A partir de los 80 y entrados en los 90,
llega el fenómeno de la globalización, con aperturas al comercio
internacional e incorporación de muchos nuevos países. La URSS se
desintegra. Se va pasando paulatinamente a una economía terciaria del
conocimiento. El sector de las TIC (tecnologías de la información y el
conocimiento) empieza a despegar. Se habla de una nueva era, la Nueva
economía, caracterizada por la aparición de un sinfín de empresas
tecnológicas en torno a una innovación: Internet. El boom que
se registró altededor de las empresas tecnológicas llevó a afirmar a
muchos especialistas que los criterios de valoración de las empresas
habían cambiado, que estos debían reajustarse a una nueva realidad. Y,
claro, a finales de los noventa llega la crisis de las punto com.
Por más que el fracaso de muchas de
estas compañías fuera previsible para algunos, tras el necesario ajuste,
el impacto de las compañías que han salido victoriosas ha cambiado el
mundo. El hecho empresarial innegable es que surgían como setas nuevas
empresas, abriéndose paso para ofrecer nuevas propuestas de valor a los
consumidores y creando mercados completamente novedosos, inexistentes
con anterioridad. Como innegable es lo antagónico que fue este nuevo
modelo frente al anterior de grandes empresas burocratizadas, donde se
penalizaba la innovación, había plantillas infladas y se huía de la
mejora de procesos, todo porque su “mercado” (su demanda) la tenían
asegurada merced a la intervención.
Consecuentemente, desde los 90 y hasta
hoy, parte de la producción por fin sí ha estado guiada por el soberano
consumidor. Cabe introducir un matiz. Por un lado, como defenderían los
economistas de la oferta (supply side economics), el impulso ha
venido del esfuerzo de empresarios e innovadores en crear esos nuevos
mercados y sectores que tanto ayudan a mejorar las condiciones de sus
consumidores. En realidad, el consumidor no le ha dicho al empresario
“crea un pc” o “crea un smartphone”. Al contrario, el empresario lo ha puesto sobre la mesa, como muchos otros bienes, y el consumidor ha elegido el pc y el smartphone frente a otras categorías de producto que se quedaron en el camino.

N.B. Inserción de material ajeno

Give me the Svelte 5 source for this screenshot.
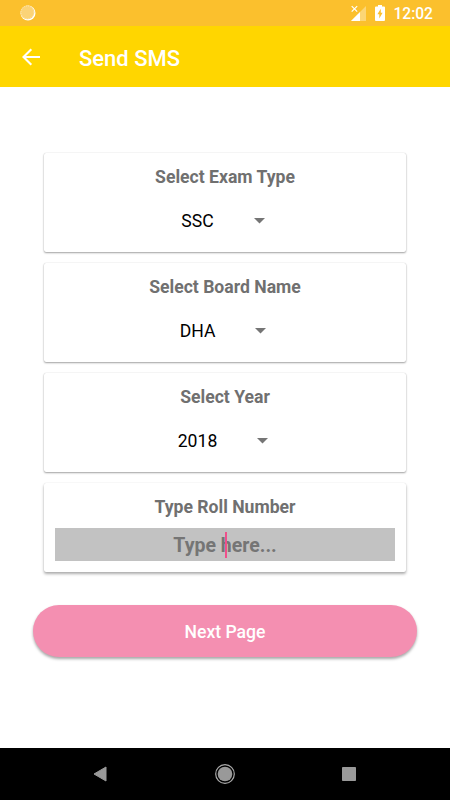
<script lang="ts">
    const selects = [
        { label: "Select Exam Type", value: "SSC" },
        { label: "Select Board Name", value: "DHA" },
        { label: "Select Year", value: "2018" },
    ];
</script>

<div class="screen">
    <div class="status">
        <svg class="sync" width="16" height="16" viewBox="0 0 16 16">
            <circle cx="8" cy="8" r="7.5" fill="#fff" />
            <circle cx="7.4" cy="7.4" r="6.9" fill="#fbd377" />
            <circle cx="7.4" cy="7.4" r="6.4" fill="none" stroke="#fde6b0" stroke-dasharray="1 1" />
        </svg>
        <svg class="signal" width="15" height="16" viewBox="0 0 15 16">
            <path d="M15 1V16H0Z" fill="#fff" opacity="0.35" />
            <path d="M0 0H9V7L7 9H0Z" fill="#fbc02d" />
            <path d="M9 7V16H0Z" fill="#fff" />
            <path d="M0.7 1.2L6.2 6.7M6.2 1.2L0.7 6.7" stroke="#fff" stroke-width="1.2" />
        </svg>
        <svg class="battery" width="10" height="16" viewBox="0 0 10 16">
            <path d="M3 0H7V1.6H9Q10 1.6 10 2.6V15Q10 16 9 16H1Q0 16 0 15V2.6Q0 1.6 1 1.6H3Z" fill="#fff" />
            <path d="M5.8 3.8L2.4 9.3H4.3V13.4L7.6 7.8H5.8Z" fill="#fbc02d" />
        </svg>
        <span class="time">12:02</span>
    </div>

    <header>
        <svg width="18" height="18" viewBox="0 0 18 18">
            <path d="M18 9H1.5M9.3 1.2L1.5 9L9.3 16.8" fill="none" stroke="#fff" stroke-width="2.1" />
        </svg>
        <h1>Send SMS</h1>
    </header>

    <main>
        {#each selects as select}
            <div class="card">
                <div class="label">{select.label}</div>
                <div class="spinner">
                    <span>{select.value}</span>
                    <svg width="11" height="6" viewBox="0 0 11 6">
                        <path d="M0 0H11L5.5 5.6Z" fill="#757575" />
                    </svg>
                </div>
            </div>
        {/each}

        <div class="card roll">
            <div class="label">Type Roll Number</div>
            <div class="field">
                <span>Type here...</span>
                <i class="cursor"></i>
            </div>
        </div>

        <button>Next Page</button>
    </main>

    <nav>
        <svg width="14" height="16" viewBox="0 0 14 16">
            <path d="M13 1V15L1 8Z" fill="#999" stroke="#999" stroke-linejoin="round" />
        </svg>
        <svg width="20" height="20" viewBox="0 0 20 20">
            <circle cx="10" cy="10" r="9.3" fill="none" stroke="#aaa" stroke-width="1.2" />
            <circle cx="10" cy="10" r="7.3" fill="#999" />
        </svg>
        <svg width="14" height="14" viewBox="0 0 14 14">
            <rect width="14" height="14" rx="0.8" fill="#999" />
        </svg>
    </nav>
</div>

<style>
    :global(body) {
        margin: 0;
        background-color: #fff;
        font-family: Roboto, sans-serif;
    }

    .screen {
        display: flex;
        flex-direction: column;
        height: 800px;
        overflow: hidden;
    }

    .status {
        display: flex;
        align-items: center;
        box-sizing: border-box;
        height: 26px;
        padding: 0 17px 0 20px;
        background-color: #fbc02d;
        color: #fff;
    }

    .signal {
        margin-left: auto;
    }

    .battery {
        margin: 0 8px 0 9px;
    }

    .time {
        font-size: 15.6px;
        font-weight: 500;
        line-height: 26px;
        padding-top: 2px;
    }

    header {
        display: flex;
        align-items: center;
        height: 61px;
        padding-left: 22px;
        background-color: #ffd600;
    }

    h1 {
        margin: 3px 0 0 39px;
        color: #fff;
        font-size: 22px;
        font-weight: 500;
    }

    main {
        flex: 1;
        padding: 66px 33px 0;
    }

    .card {
        box-sizing: border-box;
        height: 99px;
        margin: 0 11px 11px;
        padding: 12px 11px 0;
        border-radius: 2px;
        background-color: #fff;
        box-shadow: 0 1px 2px rgba(0, 0, 0, 0.36), 0 0 1px rgba(0, 0, 0, 0.2);
    }

    .label {
        color: #707070;
        font-size: 17.6px;
        font-weight: bold;
        line-height: 24px;
        text-align: center;
    }

    .spinner {
        display: flex;
        align-items: center;
        justify-content: center;
        gap: 40px;
        height: 24px;
        margin: 20px 4px 0 0;
        color: #000;
        font-size: 17.6px;
    }

    .roll {
        height: 89px;
        margin-bottom: 33px;
        box-shadow: 0 2px 3px rgba(0, 0, 0, 0.32), 0 0 1px rgba(0, 0, 0, 0.16);
    }

    .field {
        position: relative;
        height: 33px;
        margin-top: 9px;
        background-color: #c2c2c2;
        color: #757575;
        font-size: 19.5px;
        font-weight: bold;
        line-height: 36px;
        text-align: center;
    }

    .cursor {
        position: absolute;
        top: 4px;
        left: 50%;
        width: 2px;
        height: 26px;
        background-color: #f0508a;
    }

    button {
        display: block;
        width: 100%;
        height: 52px;
        padding: 2px 0 0;
        border: 0;
        border-radius: 26px;
        background-color: #f48fb1;
        box-shadow: 0 2px 3px rgba(0, 0, 0, 0.35);
        color: #fff;
        font-family: inherit;
        font-size: 17.6px;
        font-weight: 500;
    }

    nav {
        display: flex;
        align-items: center;
        justify-content: space-between;
        box-sizing: border-box;
        height: 52px;
        padding: 0 94px 1px 93px;
        background-color: #000;
    }
</style>
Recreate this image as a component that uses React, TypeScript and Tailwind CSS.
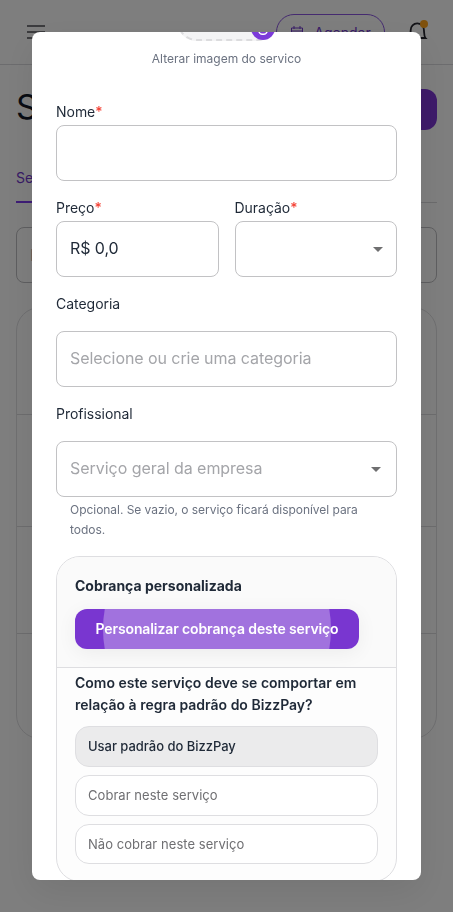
import React, { useState } from "react";

const rules = ["Usar padrão do BizzPay", "Cobrar neste serviço", "Não cobrar neste serviço"];

const inputClasses =
  "h-14 w-full rounded-lg border border-[#c2c2c4] bg-white px-[13px] pb-0.5 text-base leading-6 tracking-[-0.07px] text-[#1f2937] placeholder-[#a4a5a9] outline-none";

const Caret: React.FunctionComponent = () => (
  <svg viewBox="0 0 24 24" className="h-6 w-6 fill-[#6f6f70]" aria-hidden="true">
    <path d="m7 10 5 5 5-5z" />
  </svg>
);

const FieldLabel: React.FunctionComponent<{ text: string; required?: boolean }> = ({ text, required }) => (
  <label className="block text-sm leading-[21px] tracking-[-0.03px] text-[#1f2937]">
    {text}
    {required && <span className="font-medium text-[#f44336]">*</span>}
  </label>
);

const SelectBox: React.FunctionComponent<{ placeholder?: string; padding: string }> = ({ placeholder, padding }) => (
  <button
    type="button"
    className={`flex h-14 w-full items-center justify-between rounded-lg border border-[#c2c2c4] bg-white pl-[13px] text-base text-[#a4a5a9] ${padding}`}
  >
    <span className="pb-0.5 tracking-[-0.04px]">{placeholder}</span>
    <Caret />
  </button>
);

const ServicesPage: React.FunctionComponent = () => (
  <div className="h-[912px] overflow-hidden bg-[#fdfdfd] text-[#1f2937]">
    <header className="flex h-[65px] items-start justify-between border-b border-[#d9d9dc] pt-[14px] pr-[23px] pl-6">
      <svg viewBox="0 0 24 24" className="mt-[6px] h-6 w-6 fill-none stroke-[#77777c] stroke-2">
        <path d="M3 6h18M3 12h18M3 18h18" />
      </svg>
      <div className="flex items-start gap-[21px]">
        <button
          type="button"
          className="flex h-9 w-[109px] items-center justify-center gap-[10px] rounded-full border border-[#8a55e0] pt-px text-sm text-[#7038cc]"
        >
          <svg viewBox="0 0 14 16" className="h-4 w-3.5 fill-none stroke-current">
            <path d="M1.5 3h11v11h-11zM1.5 6h11M4 1v3M10 1v3" />
          </svg>
          Agendar
        </button>
        <div className="relative mt-[5px]">
          <svg viewBox="0 0 24 24" className="h-6 w-6 fill-none stroke-[#26262e] stroke-[1.8]">
            <path d="M3 19h16.5c-1.6-1.7-1.2-5-1.6-8.200A6.600 6.600 0 0 0 4.700 11C4.500 14 4.600 17.300 3 19zM9 22h4" />
          </svg>
          <span className="absolute top-[1px] right-0.5 h-2 w-2 rounded-full bg-[#ffa31a]" />
        </div>
      </div>
    </header>
    <div className="px-4">
      <div className="mt-6 flex h-[41px] items-center justify-between">
        <h1 className="pb-1.5 text-[34px] text-[#111827]">Serviços</h1>
        <button type="button" className="h-full w-32 rounded-xl bg-[#7c35d4]" aria-label="Novo serviço" />
      </div>
      <div className="mt-[25px] h-12 border-b border-[#d6d6d9]">
        <div className="h-12 w-20 border-b-2 border-[#7c3aed] pt-[11px] text-sm leading-6 text-[#7038cc]">Serviços</div>
      </div>
      <div className="mt-6 flex h-14 items-center rounded-lg border border-[#bdbdc1] pl-[13px] text-[#a4a5a9]">
        Pesquisar
      </div>
      <div className="mt-6 flex h-[432px] flex-col rounded-3xl border border-[#dedee1]">
        <div className="h-[107px] border-b border-[#dadadd]" />
        <div className="h-[112px] border-b border-[#dadadd]" />
        <div className="h-[107px] border-b border-[#dadadd]" />
      </div>
    </div>
  </div>
);

const ServiceModal: React.FunctionComponent = () => {
  const [name, setName] = useState("");
  const [price, setPrice] = useState("R$ 0,0");
  const [rule, setRule] = useState(rules[0]);

  return (
    <div className="fixed inset-0 z-10 bg-black/50 p-8">
      <div
        role="dialog"
        aria-modal="true"
        className="flex h-[848px] flex-col overflow-hidden rounded-lg bg-white px-6 shadow-[0_12px_36px_rgba(0,0,0,0.08)]"
      >
        <div className="flex flex-col items-center">
          <div className="relative -mt-[88px] h-[97px] w-[100px] shrink-0 rounded-[20px] border-2 border-dashed border-[#dcdcde] bg-[#f4f4f5]">
            <div className="absolute right-0 -bottom-[1px] flex h-6 w-6 items-center justify-center rounded-full bg-[#7c3bd9]">
              <svg viewBox="0 0 24 24" className="mt-0.5 h-3.5 w-3.5 fill-none stroke-white stroke-[2.5]">
                <path d="M5 7h3l2-3h4l2 3h3v8a6 6 0 0 1-6 6h-2a6 6 0 0 1-6-6z" />
                <path d="M10 14h4" />
              </svg>
            </div>
          </div>
          <span className="mt-[8px] text-xs leading-5 text-[#6b7280]">Alterar imagem do servico</span>
        </div>

        <div className="mt-8">
          <FieldLabel text="Nome" required />
          <input className={`mt-[3px] ${inputClasses}`} value={name} onChange={(e) => setName(e.target.value)} />
        </div>
        <div className="mt-4 grid grid-cols-2 gap-4">
          <div>
            <FieldLabel text="Preço" required />
            <input className={`mt-[3px] ${inputClasses}`} value={price} onChange={(e) => setPrice(e.target.value)} />
          </div>
          <div>
            <FieldLabel text="Duração" required />
            <div className="mt-[3px]">
              <SelectBox padding="pr-[6px]" />
            </div>
          </div>
        </div>
        <div className="mt-4">
          <FieldLabel text="Categoria" />
          <input className={`mt-[17px] ${inputClasses}`} placeholder="Selecione ou crie uma categoria" />
        </div>
        <div className="mt-4">
          <FieldLabel text="Profissional" />
          <div className="mt-[17px]">
            <SelectBox placeholder="Serviço geral da empresa" padding="pr-[8px]" />
          </div>
          <p className="mx-[14px] mt-[3px] text-xs leading-5 tracking-[-0.04px] text-[#6b7280]">
            Opcional. Se vazio, o serviço ficará disponível para <br />
            todos.
          </p>
        </div>

        <section className="mt-4 h-[326px] shrink-0 overflow-hidden rounded-[24px] border border-[#dedee1] bg-[#fdfdfd]">
          <div className="h-[111px] border-b border-[#dedee1] bg-[#fafafa] px-[18px] pt-[18px]">
            <h3 className="text-sm leading-[22px] font-bold text-[#1f2937]">Cobrança personalizada</h3>
            <button
              type="button"
              className="relative mt-3 flex h-10 w-[284px] items-center justify-center overflow-hidden rounded-xl bg-[#7936d0] text-sm font-semibold tracking-[-0.11px] text-white shadow-[0_4px_20px_rgba(0,0,0,0.06)]"
            >
              <span className="absolute top-1/2 left-1/2 h-[228px] w-[228px] -translate-x-1/2 -translate-y-1/2 rounded-full bg-white/30" />
              <span className="relative">Personalizar cobrança deste serviço</span>
            </button>
          </div>
          <div className="px-[18px] pt-1">
            <h3 className="text-sm leading-[22px] font-semibold text-[#1f2937]">
              Como este serviço deve se comportar em relação à regra padrão do BizzPay?
            </h3>
            <div className="mt-[10px] flex flex-col gap-2">
              {rules.map((item) => (
                <button
                  key={item}
                  type="button"
                  onClick={() => setRule(item)}
                  className={`h-[41px] rounded-[14px] border border-[#dedee1] px-3 text-left text-[13px] last:h-10 last:pt-px ${
                    item === rule
                      ? "bg-[#ebebec] font-medium tracking-[-0.03px] text-[#1f2937]"
                      : "bg-white tracking-[0.05px] text-[#6f6f72]"
                  }`}
                >
                  {item}
                </button>
              ))}
            </div>
          </div>
        </section>
      </div>
    </div>
  );
};

export default function App() {
  return (
    <div className="font-['Inter',sans-serif]">
      <ServicesPage />
      <ServiceModal />
    </div>
  );
}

Por otro lado, ese florecimiento
empresarial en gran parte fue posible gracias a que el Estado dio un
paso a un lado; un paso insuficiente para muchos, pero en términos
relativos muy importante partiendo de donde se venía. Sin este paso
previo, el empresario (emprendedor) no puede tener una mínima certeza de
que el esfuerzo por innovar le compense (en economías más
burocratizadas, directamente, ni le dejarían intentarlo). Tampoco podría
aprovecharse de todas las relaciones comerciales complementarias que se
generan en entornos libres entre los participantes del entramado
empresarial; dicho de otro modo, no se aprovecharía de un orden
económico espontáneo, extenso y más complejo: proveedores,
distribuidores, consumidores, capitalistas y otros productores. Y, en
ese mismo sentido, tampoco sacaría partido del creciente conocimiento
que se genera en entornos libres a partir de la ávida interacción entre
todos esos agentes de la economía (y otros no mencionados), lo que
posibilita la generación de sorpresas (entropía, según Gilder) con las
que seguir teniendo nuevas ideas para irrumpir en el mercado.
Estas empresas, para obtener éxito, han
de fiar toda su estrategia a la creación continua de valor al cliente
(calidad, precio, variedad, personalización). Errarán o acertarán. El
cliente y las estrategias de sus competidores (así como otros agentes,
como los mismos Estados) serán los que acaben determinando su éxito o
fracaso. Su supeditación al cliente es máxima en tanto han de analizar
continuamente qué pueden estos desear, por cuánto, con qué calidades, de
qué forma desean recibirlo, con qué se complementa dentro de su vida
diaria o productiva o qué sustituye.
No hablamos de un camino de rosas.
Evidentemente, seguimos muy lejos de desenvolvernos propiamente en el
marco de la cataláctica. La situación no es ideal en ningún caso. Nadie
descarta, además, que la Historia se repita y, con ello, épocas oscuras
como la de la intervención estatal masiva de los sectores en la economía
o una vuelta al proteccionismo frente a la grandiosa globalización.
Asimismo, cuando nos alejamos de las áreas de las TIC, que han tenido el
camino relativamente allanado durante estos años para hacer, y nos
movemos hacia otras como la salud, la educación, la energía o
transporte, el papel del Estado sigue siendo preponderante y limitante
en cuanto a las ofertas posibles por parte de los empresarios, así como
restrictiva en cuanto a la soberanía del consumidor, pues básicamente el
consumidor recibe lo que el burócrata o tecnócrata decida.
Esto es indudable. El futuro deparará
quién se erige en soberano de la economía. Difícil es, en todo caso, que
la Historia llegue a su fin. Los errores se repiten. Nos volveremos a
ver seguramente… Espero que sea dentro de mucho tiempo.